Some people believe that this jailer went on to help start the church in philippi.
Loving our neighbours isn’t just about what to do with leftover pie. Loving our neighbours is the way that God moves His body to do miraculous things in a broken and dying world. It’s how He pushes the natural out of the way to show a dying world His supernatural power.
And this is what we should expect. God being glorified in the lives of those who don’t know him. Those who are lost, and broken. God’s power taking a human life, and redeeming it, changing it ,saving it.
Jesus thought that was worth dying for. Isn’t that worth sacrificing for? Isn’t that the big victory? Jesus said that there was more celebration in heaven (ETC).
When Jesus says that loving our neighbours is one of the two greatest commandments, what he’s really saying is, ‘I need more people who are willing to die for others, so that they can be saved’.
That’s what God calls us as a church to do. Sacrifice ourselves, to bring the lost back to Jesus.
GOSPEL MESSAGE:
Jesus loves you no matter what
Jesus loves you no matter what
For the wages of sin is death, but the gift of God is eternal life in Christ Jesus our Lord.
The kind of life that we can make ourselves. It might be good - but it’s not eternal. It’s still cracked, and broken.
In Jesus, by His death, we have access to a real and eternal life. We can get to know a God who works towards our good, who’s prepared a place for us in heaven and in eternity.
God promises us purpose and meaning.

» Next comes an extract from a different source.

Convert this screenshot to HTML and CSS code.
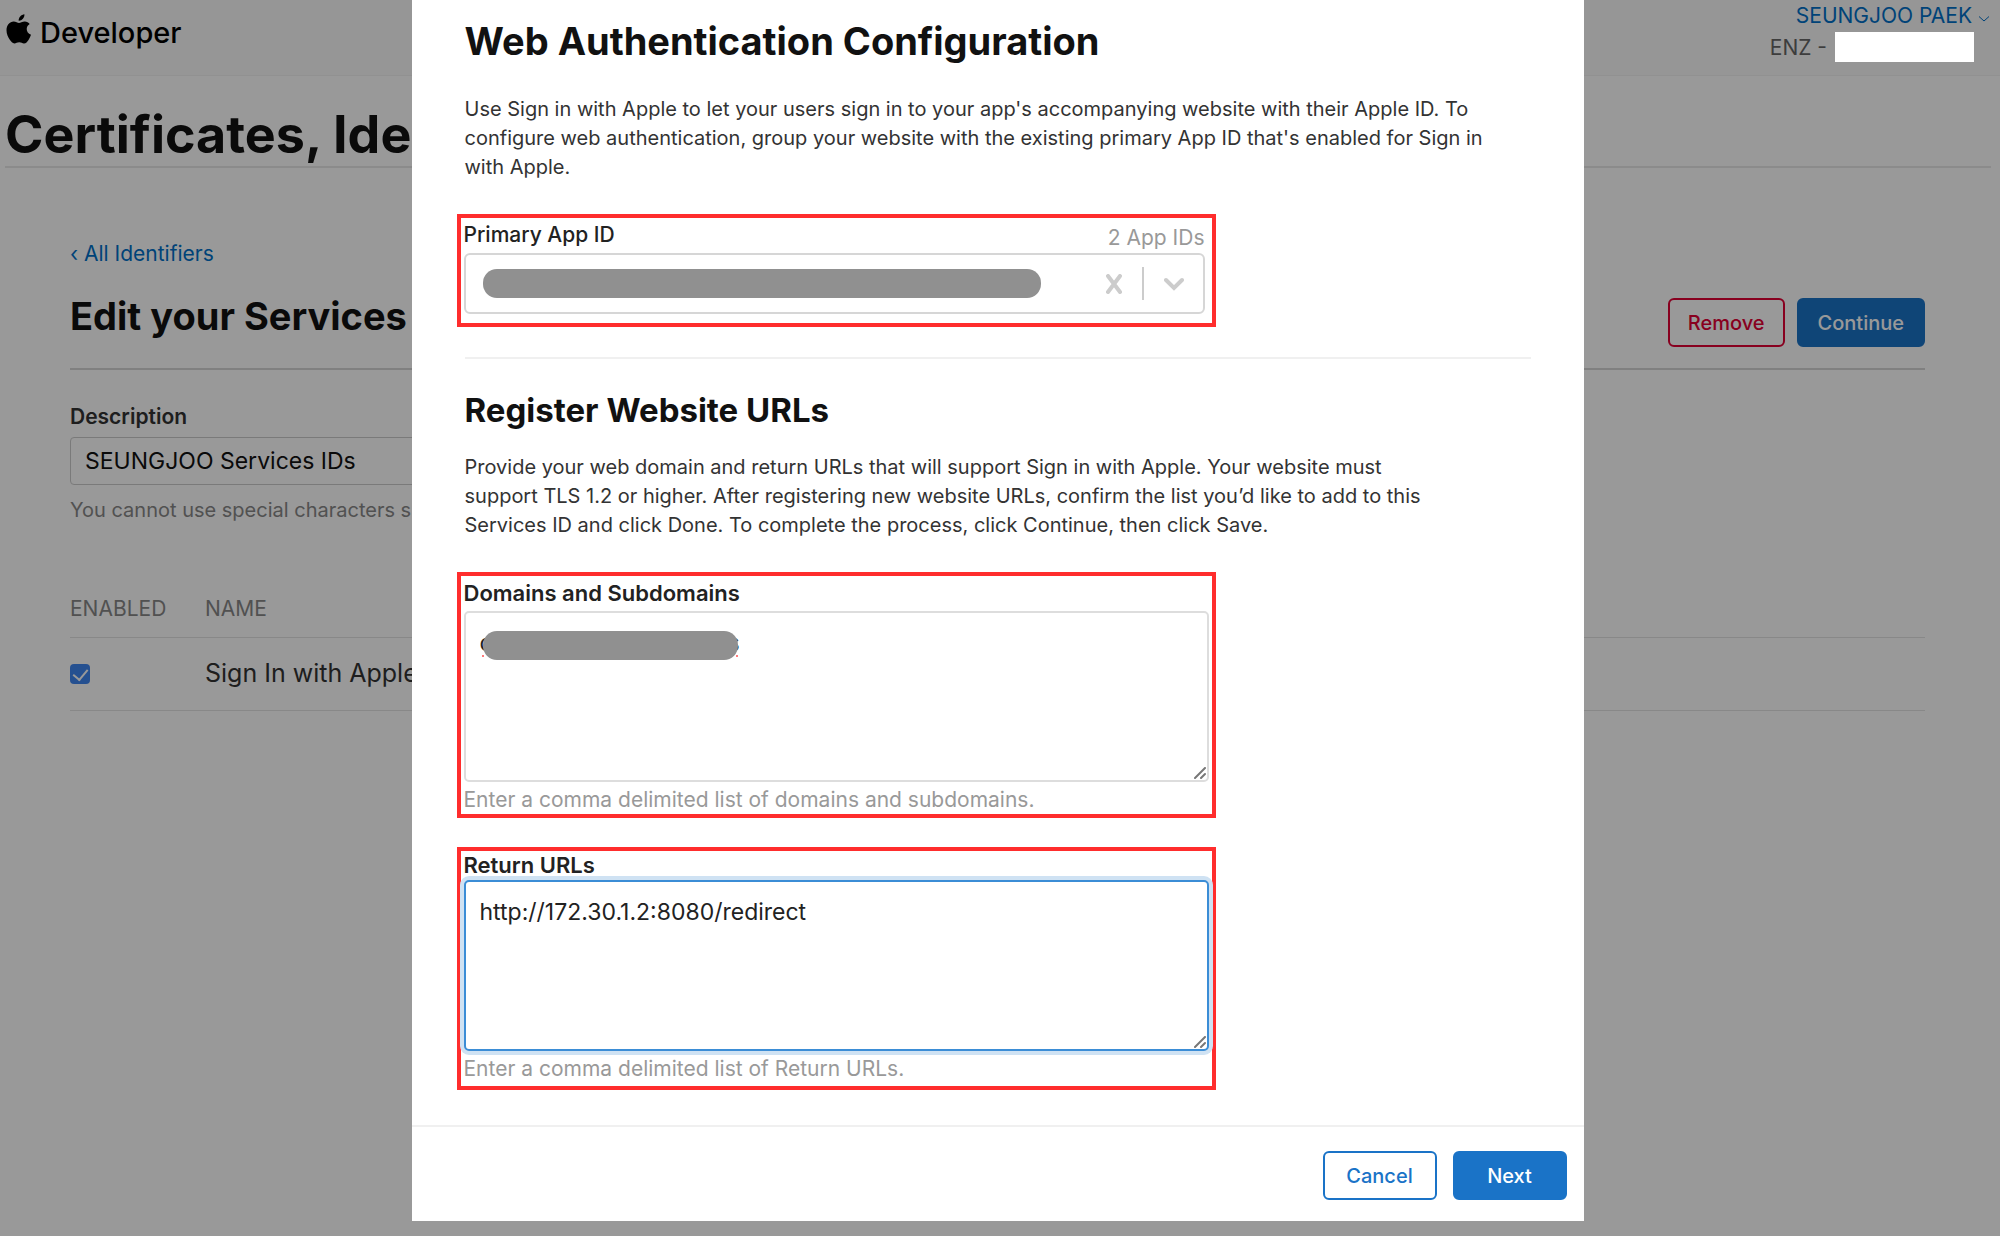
FILE: index.html
```html
<!DOCTYPE html>
<html lang="en">
<head>
    <meta charset="UTF-8">
    <meta name="viewport" content="width=device-width, initial-scale=1.0">
    <title>Certificates, Identifiers &amp; Profiles</title>
    <link rel="stylesheet" href="styles.css">
</head>
<body>
    <!-- Page behind the dialog -->
    <header class="topbar">
        <a class="brand" href="#">
            <svg class="brand-logo" viewBox="0 0 26 30" aria-hidden="true">
                <path d="M18.4 0.2c.2 1.7-.5 3.3-1.5 4.5-1 1.200-2.700 2.100-4.200 2-.2-1.600.6-3.300 1.500-4.300C15.200 1.200 17 .3 18.400.2z"/>
                <path d="M23.700 10.100c-1.800 1.100-3 2.800-3 5 0 2.500 1.500 4.700 4.300 5.700-.5 1.700-1.400 3.500-2.500 5.100-1.200 1.800-2.500 3.500-4.500 3.500-1.900 0-2.500-1.200-4.800-1.200-2.200 0-3 1.200-4.800 1.200-1.900 0-3.300-1.800-4.600-3.600C2.100 23.400.5 19.800.5 16.200.5 11.200 3.700 7.500 7.700 7.500c2.200 0 3.900 1.400 5.300 1.400 1.300 0 3.300-1.500 5.800-1.500 2 0 3.800 1 4.900 2.700z"/>
            </svg>
            <span>Developer</span>
        </a>
        <div class="account">
            <a class="account-name" href="#">SEUNGJOO PAEK
                <svg class="account-arrow" viewBox="0 0 12 8" aria-hidden="true"><path d="M1 1.500l5 4.500 5-4.500"/></svg>
            </a>
            <div class="account-team">ENZ - <span class="team-mask"></span></div>
        </div>
    </header>

    <main>
        <h1 class="page-title">Certificates, Identifiers &amp; Profiles</h1>
        <div class="content">
            <a class="back-link" href="#">‹ All Identifiers</a>
            <div class="content-head">
                <h2>Edit your Services ID Configuration</h2>
                <div class="actions">
                    <button class="btn btn-danger" type="button">Remove</button>
                    <button class="btn btn-primary" type="button">Continue</button>
                </div>
            </div>
            <label class="desc-label" for="description">Description</label>
            <input class="desc-input" type="text" id="description" value="SEUNGJOO Services IDs">
            <p class="desc-hint">You cannot use special characters such as @, &amp;, *, ', "</p>
            <table class="services">
                <thead>
                    <tr><th class="col-enabled">ENABLED</th><th>NAME</th></tr>
                </thead>
                <tbody>
                    <tr>
                        <td><input class="check" type="checkbox" id="signin" checked></td>
                        <td><label for="signin">Sign In with Apple</label></td>
                    </tr>
                </tbody>
            </table>
        </div>
    </main>

    <!-- Dialog -->
    <div class="overlay">
        <div class="modal" role="dialog" aria-labelledby="modalTitle">
            <div class="modal-body">
                <h2 class="modal-title" id="modalTitle">Web Authentication Configuration</h2>
                <p class="modal-text">Use Sign in with Apple to let your users sign in to your app's accompanying website with their Apple ID. To configure web authentication, group your website with the existing primary App ID that's enabled for Sign in with Apple.</p>

                <div class="field field-app">
                    <div class="field-row">
                        <label for="appId">Primary App ID</label>
                        <span class="count">2 App IDs</span>
                    </div>
                    <div class="picker">
                        <select id="appId"><option></option></select>
                        <span class="mask"></span>
                        <div class="picker-icons">
                            <svg class="icon-clear" viewBox="0 0 16 20" aria-hidden="true"><path d="M2 2l12 16M14 2L2 18"/></svg>
                            <span class="picker-line"></span>
                            <svg class="icon-down" viewBox="0 0 20 14" aria-hidden="true"><path d="M2 3l8 8 8-8"/></svg>
                        </div>
                    </div>
                </div>

                <hr class="divider">

                <h3 class="modal-subtitle">Register Website URLs</h3>
                <p class="modal-text register-text">Provide your web domain and return URLs that will support Sign in with Apple. Your website must support TLS 1.2 or higher. After registering new website URLs, confirm the list you’d like to add to this Services ID and click Done. To complete the process, click Continue, then click Save.</p>

                <div class="field">
                    <label for="domains">Domains and Subdomains</label>
                    <div class="area">
                        <textarea id="domains" spellcheck="false">c                                    &#8202;s</textarea>
                        <span class="mask mask-short"></span>
                        <svg class="grip" viewBox="0 0 12 12" aria-hidden="true"><path d="M1 11L11 1M7 11l4-4"/></svg>
                    </div>
                    <p class="hint">Enter a comma delimited list of domains and subdomains.</p>
                </div>

                <div class="field field-return">
                    <label for="returnUrls">Return URLs</label>
                    <div class="area">
                        <textarea class="active" id="returnUrls" spellcheck="false">http://172.30.1.2:8080/redirect</textarea>
                        <svg class="grip" viewBox="0 0 12 12" aria-hidden="true"><path d="M1 11L11 1M7 11l4-4"/></svg>
                    </div>
                    <p class="hint">Enter a comma delimited list of Return URLs.</p>
                </div>
            </div>
            <div class="modal-footer">
                <button class="btn btn-outline" type="button">Cancel</button>
                <button class="btn btn-primary" type="button">Next</button>
            </div>
        </div>
    </div>
</body>
</html>
```
FILE: styles.css
```css
/* General Styling */
* {
    box-sizing: border-box;
}
body {
    font-family: Inter, "Liberation Sans", sans-serif;
    font-size: 20px;
    line-height: 29px;
    color: #333;
    background: #fff;
    margin: 0;
    height: 100vh;
    overflow: hidden;
}
h1, h2, h3, p {
    margin: 0;
}
a {
    color: #0070c9;
    text-decoration: none;
}
input, select, textarea, button {
    font-family: inherit;
}

/* Top bar */
.topbar {
    display: flex;
    justify-content: space-between;
    height: 76px;
    padding: 0 10px 0 6px;
    background: #fafafa;
    border-bottom: 1px solid #f2f2f2;
}
.brand {
    display: flex;
    gap: 8px;
    align-items: center;
    height: 64px;
    font-size: 29px;
    font-weight: 500;
    color: #000;
}
.brand-logo {
    width: 26px;
    height: 30px;
    margin-bottom: 6px;
}
.account {
    font-size: 21px;
    text-align: right;
    line-height: 32px;
}
.account-name {
    display: block;
}
.account-arrow {
    width: 12px;
    height: 8px;
    fill: none;
    stroke: #0070c9;
}
.account-team {
    display: flex;
    gap: 8px;
    justify-content: flex-end;
    color: #666;
    padding-right: 16px;
}
/* stays white above the overlay */
.team-mask {
    position: relative;
    z-index: 2;
    width: 139px;
    height: 30px;
    background: #fff;
}

/* Page content */
.page-title {
    margin: 0 9px 0 5px;
    padding-top: 28px;
    height: 92px;
    font-size: 52px;
    line-height: 62px;
    font-weight: 700;
    color: #111;
    border-bottom: 2px solid #e8e8e8;
}
.content {
    padding: 71px 75px 0 70px;
}
.back-link {
    display: block;
    font-size: 21px;
}
.content-head {
    display: flex;
    justify-content: space-between;
    align-items: flex-end;
    height: 102px;
    padding-bottom: 21px;
    border-bottom: 2px solid #d6d6d6;
}
.content-head h2 {
    font-size: 38px;
    line-height: 62px;
    color: #111;
}
.actions {
    display: flex;
    gap: 12px;
}
.desc-label {
    display: block;
    margin-top: 32px;
    font-size: 21px;
    font-weight: 600;
}
.desc-input {
    display: block;
    width: 50%;
    height: 48px;
    margin: 6px 0 11px;
    padding: 0 14px;
    font-size: 23px;
    color: #111;
    background: #fff;
    border: 1px solid #ccc;
    border-radius: 4px;
}
.desc-hint {
    color: #888;
}
.services {
    width: 100%;
    margin-top: 56px;
    border-collapse: collapse;
}
.services th {
    height: 56px;
    padding: 0;
    font-size: 21px;
    font-weight: 400;
    text-align: left;
    color: #888;
    border-bottom: 1px solid #e3e3e3;
}
.services td {
    height: 73px;
    padding: 0;
    font-size: 25px;
    border-bottom: 1px solid #e3e3e3;
}
.services .col-enabled {
    width: 135px;
}
.check {
    display: flex;
    justify-content: center;
    width: 20px;
    height: 20px;
    margin: 0;
    appearance: none;
    background: #3f85f0;
    border-radius: 4px;
}
.check:checked::after {
    content: "";
    width: 7px;
    height: 12px;
    margin-top: 2px;
    border: solid #fff;
    border-width: 0 2px 2px 0;
    transform: rotate(40deg);
}

/* Buttons */
.btn {
    min-width: 114px;
    height: 49px;
    padding: 0 18px;
    font-size: 20px;
    font-weight: 500;
    border: 2px solid;
    border-radius: 6px;
    cursor: pointer;
}
.btn-primary {
    padding: 0 19px;
    color: #fff;
    background: #1a73c7;
    border-color: #1a73c7;
}
.btn-outline {
    color: #1a73c7;
    background: #fff;
    border-color: #1a73c7;
}
.btn-danger {
    color: #e30035;
    background: transparent;
    border-color: #e30035;
}

/* Dialog */
.overlay {
    position: absolute;
    top: 0;
    right: 0;
    bottom: 4px;
    left: 0;
    padding: 0 5px 0 0;
    background: rgba(0, 0, 0, 0.4);
}
.modal {
    width: 59%;
    max-width: 1172px;
    margin: 0 auto;
    background: #fff;
}
.modal-body {
    padding: 16px 53px 35px 45px;
}
.modal-title {
    padding-left: 8px;
    font-size: 38px;
    line-height: 50px;
    color: #111;
}
.modal-text {
    padding: 0 8px;
    margin: 29px 0 32px;
}
.register-text {
    max-width: 1000px;
    margin-top: 23px;
}
.field {
    width: 759px;
    max-width: 100%;
    padding: 0 3px;
    border: 4px solid #ff2d2d;
}
.field label {
    display: block;
    font-size: 22px;
    line-height: 35px;
    font-weight: 600;
    color: #222;
}
.field-app {
    padding-bottom: 9px;
}
.field-app label {
    font-size: 21px;
    font-weight: 500;
    line-height: 33px;
}
.field-row {
    display: flex;
    justify-content: space-between;
    width: 741px;
    height: 35px;
}
.count, .hint {
    font-size: 21px;
    color: #999;
}
.count {
    line-height: 39px;
}
.hint {
    padding-top: 3px;
}
.field-return {
    margin-top: 29px;
    padding-bottom: 3px;
}
.field-return label {
    line-height: 29px;
}
.picker {
    position: relative;
    width: 741px;
}
.picker select {
    display: block;
    width: 100%;
    height: 61px;
    appearance: none;
    background: #fff;
    border: 2px solid #d6d6d6;
    border-radius: 6px;
}
.mask {
    position: absolute;
    top: 16px;
    left: 19px;
    width: 558px;
    height: 29px;
    background: #909090;
    border-radius: 14px;
}
.mask-short {
    top: 20px;
    width: 255px;
}
/* ends of the spelling underline */
.mask-short::before, .mask-short::after {
    content: "";
    position: absolute;
    bottom: 3px;
    width: 2px;
    height: 2px;
    background: #ff7b7b;
}
.mask-short::before {
    left: -1px;
}
.mask-short::after {
    right: 0;
}
.picker-icons {
    position: absolute;
    top: 0;
    right: 21px;
    display: flex;
    align-items: center;
    gap: 20px;
    height: 61px;
}
.picker-icons svg, .grip {
    fill: none;
    stroke: #ccc;
    stroke-width: 4;
    stroke-linecap: round;
}
.icon-clear {
    width: 16px;
    height: 20px;
}
.icon-down {
    width: 20px;
    height: 14px;
}
.picker-line {
    width: 2px;
    height: 33px;
    background: #ccc;
}
.divider {
    height: 2px;
    margin: 30px 0 31px 8px;
    border: 0;
    background: #f0f0f0;
}
.modal-subtitle {
    padding-left: 8px;
    font-size: 33px;
    line-height: 40px;
    color: #111;
}
.area {
    position: relative;
}
textarea {
    display: block;
    width: 100%;
    height: 171px;
    padding: 16px 14px;
    font-size: 23px;
    line-height: 29px;
    color: #222;
    border: 2px solid #ddd;
    border-radius: 5px;
    resize: none;
    outline: none;
}
textarea.active {
    border-color: #3b8dd6;
    box-shadow: 0 0 0 4px #cfe2f3;
}
.grip {
    position: absolute;
    right: 3px;
    bottom: 3px;
    width: 12px;
    height: 12px;
}
.grip path {
    stroke: #777;
    stroke-width: 2;
}
.modal-footer {
    display: flex;
    justify-content: flex-end;
    gap: 16px;
    padding: 24px 17px 21px;
    border-top: 2px solid #f0f0f0;
}
```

But he also promises to send peace beyond our understanding when we feel rocked by life. He promises to send power when we’re too weak to do it ourselves. In all the ways that we’re not enough, he promises to be more than we could imagine.
When we choose him, when we admit that we’re actually broken and not enough, when we believe that God is real and loves us, and when we confess and say, ‘Jesus, I want to live for you, I want my life to be better and to be defined by your power and your goodness’ we open ourselves to something entirely new. Something great.